In the light of the regulations in force in Poland, there is no legal obligation to recapitalize a limited liability company whose balance sheet shows a negative value of net assets (equity is negative). Blocking an economically justified and permissible recapitalization of the company by one of the partners may, however, be treated by the other partners (also by the company itself) as a lack of the required partner’s loyalty to the company and, consequently, in extreme cases may lead to claims against the partner. For obvious reasons, in the case of a sole company, this last issue has no significant practical significance.

When equity capital is negative:
a) It is possible to arise an obligation for the company’s management board to convene a shareholders’ meeting in order to adopt a resolution on the continued existence of the company or its liquidation (in accordance with art.233 of the Commercial Companies Code, if the balance sheet prepared by the management board shows a loss exceeding the sum of supplementary and reserve capital and half of the share capital, the management board is obliged to immediately convene the meeting partners in order to pass a resolution regarding the continued existence of the company). When deciding on the continued existence of the company, the partners are not obliged to recapitalize the company, regardless of whether they adopt a resolution on its continued existence or a decision to open its liquidation.
b) There may be an obligation to file a petition for bankruptcy of the company – if the company becomes insolvent, including both if the insolvency results from loss of liquidity and if it takes the form of excessive indebtedness. Excessive indebtedness occurs when a company’s liabilities exceed the value of its assets, and this condition persists continuously for a period exceeding 24 months. It should be remembered that not all liabilities are included here, in particular, future liabilities and liabilities towards the partner due to loans and certain other activities with similar effect are omitted.

The company in liquidation
In the course of liquidation, as already indicated above, the situation does not change substantially – there is no legal obligation to recapitalize a company whose equity is negative. It should be added, however, that (apart from the insolvency of the company), the liquidation may be completed only when the liquidated company secures its unmatured liabilities (including towards the shareholder) by submitting the necessary amounts to the court deposit (or will satisfy them). If it does not, decommissioning should continue.

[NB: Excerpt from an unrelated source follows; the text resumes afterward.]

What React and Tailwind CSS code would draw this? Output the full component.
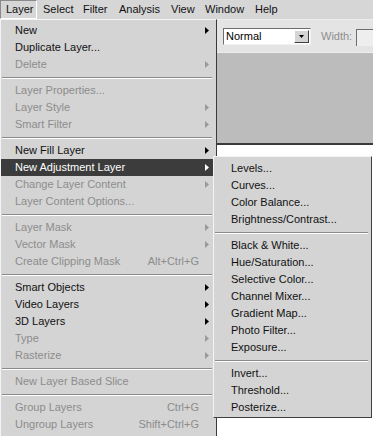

If the creditors of a limited liability company in liquidation are partners, the solution that allows the end of existence of a company whose equity is negative may be in particular:
a) cancellation of shareholders’ claims against the company, which entails negative taxation consequences (the value of canceled liabilities is income for the company),
b) conversion of shareholders’ claims against the company (with the consent of all partners) into (only conditionally returnable)additional payments (with the obligation to pay PCC 0.5%)

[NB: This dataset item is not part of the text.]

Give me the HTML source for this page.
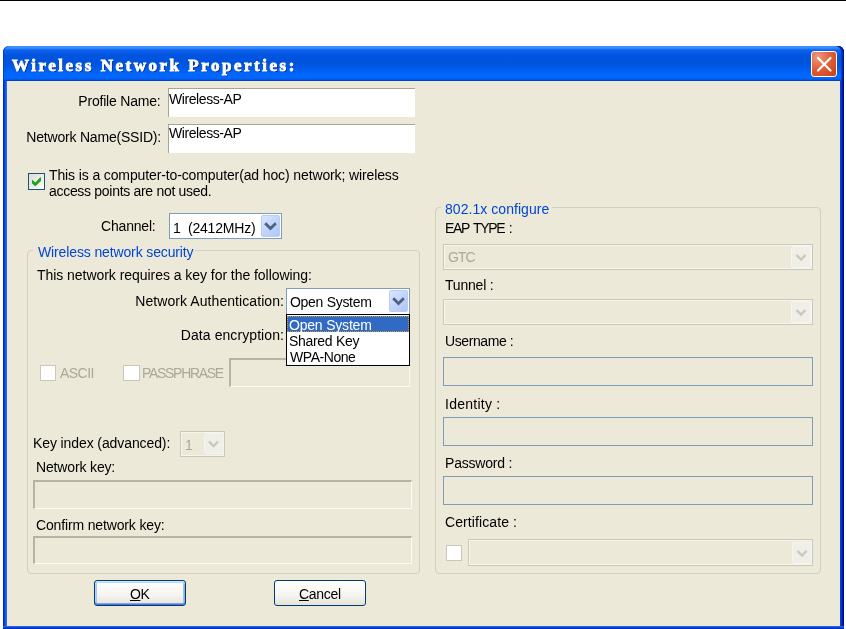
<!DOCTYPE html>
<html><head><meta charset="utf-8">
<style>
html,body{margin:0;padding:0;}
body{width:846px;height:629px;position:relative;overflow:hidden;background:#fff;font-family:"Liberation Sans",sans-serif;}
.a{position:absolute;box-sizing:border-box;}
.t{position:absolute;will-change:transform;font-family:"Liberation Sans",sans-serif;font-size:14px;letter-spacing:-0.2px;line-height:18px;white-space:pre;color:#000;}
.r{text-align:right;}
.dis{color:#ACA899;}
.blue{color:#0046D5;}
#topline{left:0;top:0;width:846px;height:1px;background:#000;}

#title{left:3px;top:46px;width:841px;height:35px;border-radius:6px 6px 0 0;box-shadow:inset 1px 0 0 #0838D8,inset -1px 0 0 #00168C,inset -2px 0 0 #0028B0,inset -3px 0 0 #003CD0;
 background:linear-gradient(to bottom,#3D92FF 0px,#3D8EFF 2px,#0E62F0 4px,#0054DE 9px,#0053DD 17px,#005CEC 23px,#0068FF 29px,#0064FA 33px,#0036BE 35px);}
#lb{left:3px;top:81px;width:4px;height:548px;background:linear-gradient(to right,#0019CF,#0838E0,#1660E8,#2A70EE);}
#rb{left:840px;top:81px;width:4px;height:548px;background:linear-gradient(to right,#1048E0,#0032D0,#00199A,#000080);}
#bb{left:3px;top:625.5px;width:841px;height:4px;background:linear-gradient(to bottom,#2E6EEA 0%,#0B4ADE 35%,#0022B4 70%,#00138C 100%);}
#body{left:7px;top:81px;width:833px;height:544.5px;background:#ECE9D8;}
#ttext{left:12px;top:55px;font-family:"Liberation Serif",serif;font-weight:bold;font-size:17px;letter-spacing:2.52px;-webkit-text-stroke:0.8px #fff;line-height:22px;color:#fff;white-space:pre;text-shadow:1px 1px 0 #0A1A70;will-change:transform;}
#close{left:811px;top:51px;width:26px;height:26px;border:1px solid #fff;border-radius:3px;
 background:radial-gradient(circle at 25% 20%,#EC9A80 0%,#E2603A 45%,#D44A1C 80%,#C03A10 100%);}
.edit{background:#fff;border-top:1.5px solid #A8A592;border-left:1.5px solid #A8A592;}
.sunk{border-top:2px solid #B6B3A3;border-left:2px solid #B6B3A3;border-right:1.5px solid #FBFAF6;border-bottom:1.5px solid #FBFAF6;}
.combo{background:#fff;border:1px solid #7F9DB9;}
.cbtn{position:absolute;box-sizing:border-box;border-radius:2px;background:linear-gradient(135deg,#DCE6FC 0%,#C2D4FB 50%,#B0C6F6 100%);border:1px solid #BACCF5;}
.dcombo{border:1.3px solid #CAC8BB;background:#ECE9D8;box-shadow:inset 0 0 0 1px #F7F5EE;}
.dbtn{position:absolute;box-sizing:border-box;border-radius:2px;background:#EFEEE7;border:1px solid #F5F4EF;}
.gb{border:1px solid #D0D0BF;border-radius:4px;}
.bluebox{border:1.2px solid #7F9DB9;}
.chk{border:1.3px solid #CAC8BB;background:#fff;}
.btn{border:1px solid #003C74;border-radius:3px;background:linear-gradient(to bottom,#FFFFFF 0%,#F5F4EF 60%,#E6E3D8 100%);}
u{text-decoration:underline;text-underline-offset:1px;text-decoration-thickness:1px;}
</style></head><body>
<div class="a" id="topline"></div>
<div class="a" id="title"></div>
<div class="a" id="lb"></div>
<div class="a" id="rb"></div>
<div class="a" id="bb"></div>
<div class="a" id="body"></div>
<div class="a" id="ttext">Wireless Network Properties:</div>
<div class="a" id="close">
 <svg width="24" height="24" style="position:absolute;left:0;top:0" viewBox="0 0 24 24"><path d="M6 6 L18.5 18.5 M18.5 6 L6 18.5" stroke="#fff" stroke-width="2.2" stroke-linecap="round"/></svg>
</div>

<!-- left labels -->
<div class="t r" style="left:0;width:160.5px;top:92px">Profile Name:</div>
<div class="a edit" style="left:168px;top:87.5px;width:247px;height:29px"></div>
<div class="t" style="left:169px;top:90px;letter-spacing:-0.42px">Wireless-AP</div>
<div class="t r" style="left:0;width:161px;top:128px">Network Name(SSID):</div>
<div class="a edit" style="left:168px;top:123.5px;width:247px;height:29px"></div>
<div class="t" style="left:169px;top:124px;letter-spacing:-0.42px">Wireless-AP</div>

<!-- checkbox -->
<div class="a" style="left:28px;top:173px;width:17px;height:17px;border:1.3px solid #1C5180;background:linear-gradient(135deg,#DCDCD7 0%,#F0F0EA 60%,#FFFFFF 100%);"></div>
<svg class="a" style="left:28px;top:173px" width="17" height="17" viewBox="0 0 17 17"><path d="M4.5 7.6 L7.3 10.3 L12.5 5 L12.5 7.5 L7.3 12.6 L4.5 10 Z" fill="#21A121" stroke="#21A121" stroke-width="1.1" stroke-linejoin="round"/></svg>
<div class="t" style="left:48.5px;top:165.5px;letter-spacing:-0.12px">This is a computer-to-computer(ad hoc) network; wireless</div>
<div class="t" style="left:48.5px;top:182px;letter-spacing:-0.3px">access points are not used.</div>

<!-- channel -->
<div class="t r" style="left:0;width:155.5px;top:217px">Channel:</div>
<div class="a combo" style="left:169px;top:213px;width:113px;height:26px"></div>
<div class="cbtn" style="left:261px;top:215px;width:19px;height:22px"></div>
<svg class="a" style="left:261px;top:215px" width="19" height="22" viewBox="0 0 19 22"><path d="M4.2 8.2 L9.5 13.5 L14.8 8.2" fill="none" stroke="#4D6185" stroke-width="2.8"/></svg>
<div class="t" style="left:172.5px;top:218.5px">1  (2412MHz)</div>

<!-- group 1 -->
<div class="a gb" style="left:26.5px;top:250px;width:393px;height:323.5px"></div>
<div class="a" style="left:33px;top:244px;width:162px;height:12px;background:#ECE9D8"></div>
<div class="t blue" style="left:37.5px;top:243px;letter-spacing:-0.13px">Wireless network security</div>
<div class="t" style="left:37px;top:266px;letter-spacing:-0.045px">This network requires a key for the following:</div>
<div class="t r" style="left:0;width:284px;top:292px;letter-spacing:0.07px">Network Authentication:</div>
<div class="a combo" style="left:286px;top:287.5px;width:124px;height:27px"></div>
<div class="cbtn" style="left:388.5px;top:290px;width:19px;height:22px"></div>
<svg class="a" style="left:388.5px;top:290px" width="19" height="22" viewBox="0 0 19 22"><path d="M4.2 8.2 L9.5 13.5 L14.8 8.2" fill="none" stroke="#4D6185" stroke-width="2.8"/></svg>
<div class="t" style="left:290px;top:292.5px;letter-spacing:-0.3px">Open System</div>
<div class="t r" style="left:0;width:284px;top:326px;letter-spacing:0.08px">Data encryption:</div>

<!-- ascii row -->
<div class="a chk" style="left:39.5px;top:365px;width:16.5px;height:16px"></div>
<div class="t dis" style="left:59.5px;top:364px;letter-spacing:-0.55px">ASCII</div>
<div class="a chk" style="left:123px;top:364.7px;width:16.5px;height:16px"></div>
<div class="t dis" style="left:141.5px;top:364px;letter-spacing:-1.3px">PASSPHRASE</div>
<div class="a sunk" style="left:229px;top:358px;width:181px;height:29px"></div>

<!-- dropdown list -->
<div class="a" style="left:286px;top:314px;width:124px;height:51.5px;border:1px solid #000;background:#fff"></div>
<div class="a" style="left:287px;top:315.5px;width:122px;height:16px;background:#316AC5;outline:1px dotted #C89A2C;outline-offset:-1px"></div>
<div class="t" style="left:289px;top:315.5px;color:#fff">Open System</div>
<div class="t" style="left:289px;top:332px;letter-spacing:-0.3px">Shared Key</div>
<div class="t" style="left:289.5px;top:348px;letter-spacing:-0.44px">WPA-None</div>

<!-- key index -->
<div class="t" style="left:33px;top:434px;letter-spacing:-0.1px">Key index (advanced):</div>
<div class="a dcombo" style="left:180px;top:430.5px;width:45px;height:26px"></div>
<div class="dbtn" style="left:204px;top:433px;width:19.5px;height:21px"></div>
<svg class="a" style="left:204px;top:433px" width="19" height="21" viewBox="0 0 19 21"><path d="M5 8.5 L9.5 13 L14 8.5" fill="none" stroke="#CAC8BB" stroke-width="2.4"/></svg>
<div class="t dis" style="left:184.5px;top:435.5px">1</div>
<div class="t" style="left:35.5px;top:458px;letter-spacing:-0.15px">Network key:</div>
<div class="a sunk" style="left:33px;top:480px;width:379px;height:28.5px"></div>
<div class="t" style="left:35.5px;top:516px;letter-spacing:-0.15px">Confirm network key:</div>
<div class="a sunk" style="left:33px;top:535.5px;width:379px;height:28.5px"></div>

<!-- group 2 -->
<div class="a gb" style="left:435px;top:206.5px;width:385.5px;height:367px"></div>
<div class="a" style="left:441px;top:200px;width:111px;height:12px;background:#ECE9D8"></div>
<div class="t blue" style="left:444.5px;top:200px;letter-spacing:0.05px">802.1x configure</div>
<div class="t" style="left:445px;top:219px;letter-spacing:-1.35px;word-spacing:2px">EAP TYPE :</div>
<div class="a dcombo" style="left:443.4px;top:244px;width:369.6px;height:25.5px"></div>
<div class="dbtn" style="left:791.2px;top:245.6px;width:20.3px;height:22.4px"></div>
<svg class="a" style="left:791.2px;top:245.6px" width="20" height="22" viewBox="0 0 20 22"><path d="M5.5 9 L10 13.5 L14.5 9" fill="none" stroke="#CAC8BB" stroke-width="2.4"/></svg>
<div class="t dis" style="left:447.5px;top:248px;letter-spacing:-1px">GTC</div>
<div class="t" style="left:445px;top:276px">Tunnel :</div>
<div class="a dcombo" style="left:443px;top:299px;width:370px;height:26px"></div>
<div class="dbtn" style="left:791.2px;top:301px;width:20.3px;height:22.4px"></div>
<svg class="a" style="left:791.2px;top:301px" width="20" height="22" viewBox="0 0 20 22"><path d="M5.5 9 L10 13.5 L14.5 9" fill="none" stroke="#CAC8BB" stroke-width="2.4"/></svg>
<div class="t" style="left:445px;top:332px;letter-spacing:-0.4px">Username :</div>
<div class="a bluebox" style="left:443px;top:357px;width:370px;height:29px"></div>
<div class="t" style="left:445px;top:394.5px;letter-spacing:0.25px">Identity :</div>
<div class="a bluebox" style="left:443px;top:417px;width:370px;height:28.5px"></div>
<div class="t" style="left:445px;top:454px">Password :</div>
<div class="a bluebox" style="left:443px;top:476px;width:370px;height:28.5px"></div>
<div class="t" style="left:445px;top:513px;letter-spacing:0.1px">Certificate :</div>
<div class="a chk" style="left:445.6px;top:545.3px;width:16px;height:16px"></div>
<div class="a dcombo" style="left:468.3px;top:539px;width:344.7px;height:27px"></div>
<div class="dbtn" style="left:791.5px;top:541.5px;width:20px;height:22px"></div>
<svg class="a" style="left:791.5px;top:541.5px" width="20" height="22" viewBox="0 0 20 22"><path d="M5.5 9 L10 13.5 L14.5 9" fill="none" stroke="#CAC8BB" stroke-width="2.4"/></svg>

<!-- buttons -->
<div class="a btn" style="left:94px;top:580px;width:92px;height:26px;box-shadow:inset 0 1px 0 #CEE7FF,inset 0 2px 0 #BCD8FC,inset 0 -1px 0 #4C78DC,inset 0 -2px 0 #7EA2EC,inset 1px 0 0 #B7D4FB,inset 2px 0 0 #A8C6F6,inset -1px 0 0 #89ADE4,inset -2px 0 0 #A0BEF2"></div>
<div class="t" style="left:130px;top:584.5px;letter-spacing:-0.5px"><u>O</u>K</div>
<div class="a btn" style="left:274px;top:580px;width:92px;height:26px"></div>
<div class="t" style="left:298.5px;top:584.5px;letter-spacing:-0.3px"><u>C</u>ancel</div>
</body></html>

c) bringing to a situation in which (after the liquefaction of the company’s assets) the liability of the company to its partners becomes due (as already mentioned above, the mere existence of the company’s obligations to the partner under a loan or other legal transaction with similar effects, even exceeding the value of the company’s assets, is not the basis for bankruptcy), the company will have more than one creditor and the company’s bankruptcy is declared in court (you cannot declare bankruptcy if the company has only one creditor)

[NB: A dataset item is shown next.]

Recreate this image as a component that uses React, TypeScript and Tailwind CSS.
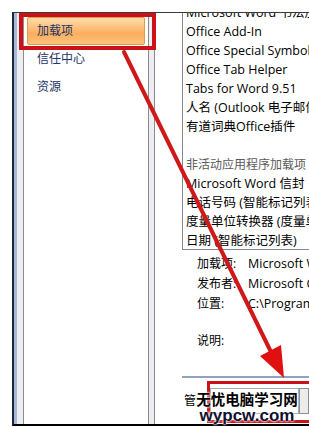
const installed = [
  'Microsoft Word 书法加载项',
  'Office Add-In',
  'Office Special Symbols',
  'Office Tab Helper',
  'Tabs for Word 9.51',
  '人名 (Outlook 电子邮件收件人)',
  '有道词典Office插件',
]

const inactive = [
  'Microsoft Word 信封',
  '电话号码 (智能标记列表)',
  '度量单位转换器 (度量单位转换器)',
  '日期 (智能标记列表)',
]

const details = [
  { label: '加载项:', value: 'Microsoft Word 书法加载项' },
  { label: '发布者:', value: 'Microsoft Corporation' },
  { label: '位置:', value: 'C:\\Program Files\\Microsoft Office' },
]

export default function App() {
  return (
    <div className="relative h-[428px] w-[309px] overflow-hidden bg-white pl-[12px] pt-[12px] font-['Open_Sans','Noto_Sans_CJK_SC',sans-serif] text-[12.5px] text-black">
      {/* window */}
      <div className="flex h-[414px] border-b-2 border-l-2 border-t border-b-black border-l-[#1b2540] border-t-[#3a3a3a]">
        <div className="w-[3px] shrink-0 bg-[#a7b9d6]" />
        <div className="w-[6px] shrink-0 bg-[#eceef2]" />

        {/* nav */}
        <div className="flex w-[126px] shrink-0 flex-col border-x border-[#8c8c8c] bg-white px-[3px] pt-[4px] text-[12px] text-[#1d3568]">
          <div className="flex h-[28px] items-center rounded-[2px] border border-[#e09a4a] bg-linear-to-b from-[#fedcaa] via-[#fbae5e] via-60% to-[#fcc27a] pl-[9px]">
            加载项
          </div>
          <div className="flex h-[28px] items-center pl-[10px]">信任中心</div>
          <div className="flex h-[28px] items-center pl-[10px]">资源</div>
        </div>
        <div className="w-[6px] shrink-0 border-r border-[#8c8c8c] bg-[#eceef2]" />

        {/* main */}
        <div className="flex min-w-0 flex-1 flex-col bg-white pl-[27px]">
          <div className="h-[237px] shrink-0 overflow-hidden border-b border-l border-[#828790]">
            <div className="-mt-[10px] whitespace-nowrap pl-[3px] leading-[19px]">
              {installed.map((name) => (
                <div key={name} className="h-[19px]">{name}</div>
              ))}
              <div className="h-[19px]" />
              <div className="h-[19px] text-[12px] text-[#5a5a5a]">非活动应用程序加载项</div>
              {inactive.map((name) => (
                <div key={name} className="h-[19px]">{name}</div>
              ))}
            </div>
          </div>

          <div className="mt-[4px] flex flex-col whitespace-nowrap pl-[15px] leading-[20px]">
            {details.map((d) => (
              <div key={d.label} className="flex h-[20px]">
                <span className="w-[51px] shrink-0 text-[12px]">{d.label}</span>
                <span>{d.value}</span>
              </div>
            ))}
            <div className="mt-[17px] flex h-[20px]">
              <span className="w-[51px] shrink-0 text-[12px]">说明:</span>
            </div>
          </div>

          <div className="mt-auto mb-[10px] flex flex-col">
            <div className="h-[2px] bg-[#8fa2c0]" />
            <div className="mt-[10px] flex h-[26px] items-center gap-[14px] pl-[2px] text-[12px]">
              <span>管</span>
              <div className="flex h-[26px] flex-1">
                <div className="w-[89px] border border-[#a5acb5] bg-white" />
                <div className="flex-1 border border-[#8e8f8f] bg-[#ececec]" />
              </div>
            </div>
          </div>
        </div>
      </div>

      {/* annotations */}
      <div className="absolute left-[19px] top-[13px] h-[37px] w-[137px] border-4 border-[#cc1219]" />
      <div className="absolute left-[207px] top-[381px] h-[42px] w-[120px] border-[3px] border-[#cc1219]" />

      <svg className="pointer-events-none absolute left-0 top-0" width="309" height="428" viewBox="0 0 309 428">
        <line x1="124" y1="52" x2="272" y2="354" stroke="#d01818" strokeWidth="4" strokeLinecap="round" />
        <polygon points="284,378 260,356 281,345" fill="#e01010" />
      </svg>

      <div className="absolute left-[190px] top-[389px] flex w-[114px] flex-col items-center font-bold [text-shadow:0_0_2px_#fff,0_0_2px_#fff,0_0_3px_#fff]">
        <span className="block h-[19px] font-['Noto_Sans_CJK_SC',sans-serif] text-[14.5px] leading-[19px] text-black">无忧电脑学习网</span>
        <span className="block h-[17px] font-['Liberation_Sans',sans-serif] text-[17px] leading-[15px] text-[#101030]">wypcw.com</span>
      </div>
    </div>
  )
}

d) bringing to a situation in which (after the liquefaction of the company’s assets) liability of the company towards its partners becomes due, filing a petition for bankruptcy of the company, but the bankruptcy will not be published by a court (the bankruptcy petition is dismissed) due to the lack of the company’s assets necessary to cover the costs of bankruptcy proceedings; in such a situation, it is possible (after meeting the conditions of the conditions) to apply for the removal of companie from the register of entrepreneurs by the court ex officio, without formal analysis, or the liquidation process may be carry out / completed without satisfying the claims of the partners of the company.

The above remarks are a general outline of the subject and should not be considered either as an exhaustive discussion of it or as legal advice on a specific factual state.